Hard Negative Mining

Hard negative mining is a training technique used to improve model performance by focusing on the most difficult negative examples. These are cases where the model makes mistakes or struggles to distinguish between similar inputs.

For product teams, hard negative mining is useful because real-world systems often fail on edge cases rather than obvious examples. By explicitly training on difficult negatives, models become more robust and less likely to produce costly errors in production.

What is Hard Negative Mining?

In many machine learning tasks, especially classification and detection, the dataset contains both positive examples and negative examples. Negative examples are cases where the target object or class is not present.

Hard negative mining selects a subset of these negative examples that are particularly challenging for the model. Instead of training on all negatives equally, the model focuses more on those that it currently misclassifies or finds confusing.

Why Hard Negative Mining is Needed

In typical datasets, most negative examples are easy. For example, in an object detection task, large areas of an image may clearly not contain the object of interest. Training on these easy negatives provides limited learning value after a certain point.

Hard negatives, on the other hand, are close to the decision boundary. These examples force the model to refine its understanding and improve discrimination. Without focusing on them, the model may achieve good overall metrics while still failing on important edge cases.

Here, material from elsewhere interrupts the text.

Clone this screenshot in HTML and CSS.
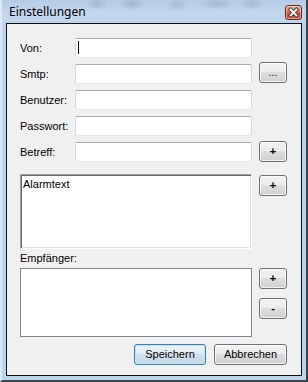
FILE: index.html
```html
<!DOCTYPE html>
<html>
<head>
<meta charset="utf-8">
<link rel="stylesheet" href="styles.css">
</head>
<body>
<div class="window">
  <div class="titlebar">
    <span class="title">Einstellungen</span>
    <div class="close">
      <svg width="17" height="15" viewBox="0 0 17 15">
        <path d="M5.5 4.5 L11.5 10.5 M11.5 4.5 L5.5 10.5" stroke="#3a3a3a" stroke-width="3.6" stroke-linecap="square" fill="none"/>
        <path d="M5.5 4.5 L11.5 10.5 M11.5 4.5 L5.5 10.5" stroke="#ffffff" stroke-width="1.8" stroke-linecap="square" fill="none"/>
      </svg>
    </div>
  </div>
  <div class="client">
    <div class="fields">
      <span class="lbl">Von:</span>
      <div class="textbox"><span class="caret"></span></div>
      <span></span>

      <span class="lbl">Smtp:</span>
      <div class="textbox"></div>
      <button class="btn btn-grid btn-dots">...</button>

      <span class="lbl">Benutzer:</span>
      <div class="textbox"></div>
      <span></span>

      <span class="lbl">Passwort:</span>
      <div class="textbox"></div>
      <span></span>

      <span class="lbl">Betreff:</span>
      <div class="textbox"></div>
      <button class="btn btn-grid btn-plus btn-up1">+</button>
    </div>

    <div class="alarm-row">
      <div class="memo">Alarmtext</div>
      <button class="btn btn-plus btn-side btn-down1">+</button>
    </div>

    <div class="lbl-empf">Empfänger:</div>

    <div class="list-row">
      <div class="listbox"></div>
      <div class="side-col">
        <button class="btn btn-plus btn-side">+</button>
        <button class="btn btn-plus btn-side">-</button>
      </div>
    </div>

    <div class="footer">
      <button class="btn btn-default btn-save">Speichern</button>
      <button class="btn btn-cancel">Abbrechen</button>
    </div>
  </div>
</div>
</body>
</html>
```
FILE: styles.css
```css
html, body {
  margin: 0;
  padding: 0;
}
body {
  width: 308px;
  height: 382px;
  overflow: hidden;
  font-family: "Liberation Sans", Arial, sans-serif;
  font-size: 11px;
  color: #000;
}
.window {
  box-sizing: border-box;
  width: 308px;
  height: 382px;
  display: flex;
  flex-direction: column;
  background: #bcd4ec;
  border-left: 2px solid #dde8f4;
  border-right: 2px solid #3b4550;
  border-bottom: 2px solid #3b4550;
}
.titlebar {
  flex: none;
  height: 23px;
  display: flex;
  align-items: flex-start;
  padding: 0 4px 0 7px;
  background:
    radial-gradient(ellipse 12px 6px at 95px 4px, rgba(120,140,165,0.35), rgba(120,140,165,0)),
    radial-gradient(ellipse 14px 6px at 130px 4px, rgba(120,140,165,0.35), rgba(120,140,165,0)),
    radial-gradient(ellipse 12px 6px at 175px 5px, rgba(120,140,165,0.3), rgba(120,140,165,0)),
    radial-gradient(ellipse 16px 6px at 215px 4px, rgba(120,140,165,0.35), rgba(120,140,165,0)),
    radial-gradient(ellipse 12px 6px at 250px 4px, rgba(120,140,165,0.3), rgba(120,140,165,0)),
    linear-gradient(#b4cce6, #c3d8ee 60%, #c0d6ee);
}
.title {
  margin-top: 4px;
  font-family: "Noto Sans", "Open Sans", sans-serif;
  font-size: 12px;
  line-height: 16px;
  color: #000;
}
.close {
  margin-left: auto;
  margin-top: 5px;
  box-sizing: border-box;
  width: 17px;
  height: 15px;
  border: 1px solid #6b2a20;
  border-radius: 3px;
  background: linear-gradient(#eab2a2, #d6755c 45%, #c4482c 55%, #d8654a);
  box-shadow: inset 0 0 0 1px rgba(255,220,210,0.5);
  overflow: hidden;
}
.close svg {
  display: block;
  margin: -1px 0 0 -1px;
}
.client {
  flex: 1;
  margin: 0 4px 4px 4px;
  border: 1px solid #111;
  background: #f0f0f0;
  padding: 14px 14px 10px 13px;
  display: flex;
  flex-direction: column;
}
.fields {
  display: grid;
  grid-template-columns: 55px 177px 35px;
  grid-auto-rows: 20px;
  column-gap: 0;
  row-gap: 6px;
}
.lbl {
  padding-top: 4px;
  line-height: 13px;
  white-space: nowrap;
}
.textbox {
  box-sizing: border-box;
  height: 20px;
  background: #fff;
  border: 1px solid;
  border-color: #abadb3 #d5d8de #e3e6ea #d5d8de;
  border-radius: 2px;
}
.caret {
  display: block;
  width: 1px;
  height: 13px;
  margin: 2px 0 0 2px;
  background: #000;
}
.btn {
  box-sizing: border-box;
  height: 21px;
  padding: 0;
  margin: 0;
  border: 1px solid #707070;
  border-radius: 3px;
  background: linear-gradient(#f3f3f3, #ececec 45%, #dedede 50%, #d0d0d0);
  box-shadow: inset 0 0 0 1px rgba(255,255,255,0.7);
  font-family: "Liberation Sans", Arial, sans-serif;
  font-size: 11px;
  line-height: 13px;
  color: #000;
}
.btn-grid {
  width: 28px;
  justify-self: end;
}
.btn-dots {
  margin-top: -2px;
  color: #301040;
}
.btn-plus {
  font-weight: bold;
}
.btn-up1 {
  margin-top: -1px;
}
.btn-side {
  width: 28px;
  flex: none;
}
.btn-down1 {
  margin-top: 1px;
}
.alarm-row {
  display: flex;
  align-items: flex-start;
  gap: 7px;
  margin-top: 12px;
  height: 75px;
}
.memo {
  box-sizing: border-box;
  width: 232px;
  height: 75px;
  flex: none;
  background: #fff;
  border: 1px solid;
  border-color: #a0a0a0 #ffffff #ffffff #a0a0a0;
  box-shadow: inset 1px 1px 0 #696969, inset -1px -1px 0 #e3e3e3;
  padding: 3px 0 0 2px;
  line-height: 13px;
}
.lbl-empf {
  margin-top: 3px;
  line-height: 13px;
  height: 13px;
}
.list-row {
  display: flex;
  align-items: flex-start;
  gap: 7px;
  margin-top: 3px;
}
.listbox {
  box-sizing: border-box;
  width: 232px;
  height: 69px;
  flex: none;
  background: #fff;
  border: 1px solid #828790;
}
.side-col {
  display: flex;
  flex-direction: column;
  gap: 9px;
}
.footer {
  display: flex;
  justify-content: flex-end;
  gap: 8px;
  margin-top: 7px;
}
.btn-save {
  width: 72px;
}
.btn-cancel {
  width: 73px;
}
.btn-default {
  border-color: #3c7fb1;
  background: linear-gradient(#edf4f9, #e2ecf4 45%, #d3e1ec 50%, #c7d8e6);
  box-shadow: inset 0 0 0 1px #bfe4f8;
}
```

How Hard Negative Mining Works

Hard negative mining is usually applied during training or evaluation cycles. After an initial training phase, the model is used to identify which negative examples it misclassifies or assigns high confidence scores incorrectly.

These difficult cases are then prioritized in subsequent training iterations. Some approaches dynamically select hard negatives during each training batch, while others periodically update the training set based on model performance.

Intuition Behind Hard Negative Mining

Hard negative mining focuses learning on the cases where the model is most likely to make mistakes. Instead of reinforcing what the model already understands, it concentrates effort on refining decision boundaries.

This leads to better separation between classes. The model learns to distinguish subtle differences between similar inputs, which is often where real-world failures occur.

Applications of Hard Negative Mining in Product Development

Hard negative mining is widely used in object detection systems, such as face detection or pedestrian detection, where distinguishing between similar patterns is critical. It is also used in recommendation systems and ranking models to improve relevance.

Product teams apply hard negative mining when model errors have high cost. For example, in fraud detection or content moderation, focusing on confusing negative cases can significantly reduce false positives and improve user experience.

Benefits of Hard Negative Mining for Product Teams

Hard negative mining improves model robustness by targeting the most challenging scenarios. This leads to better performance in edge cases, which are often the most impactful in production systems.

It also makes training more efficient. By focusing on informative examples rather than redundant ones, teams can achieve better results without simply increasing dataset size.

Important Considerations for Hard Negative Mining

Hard negative mining can introduce instability if not managed carefully. Over-focusing on difficult examples may cause the model to overfit to noise or outliers rather than meaningful patterns.

It also requires additional computation and monitoring. Identifying hard negatives and updating training data adds complexity to the training pipeline, which product teams must account for when scaling systems.

Conclusion

Hard negative mining is a targeted training strategy that improves model performance by focusing on difficult negative examples. It helps models refine decision boundaries and reduce errors in challenging scenarios.

For product teams, understanding hard negative mining provides a practical way to improve robustness without relying solely on larger datasets. When applied thoughtfully, it can significantly enhance real-world performance.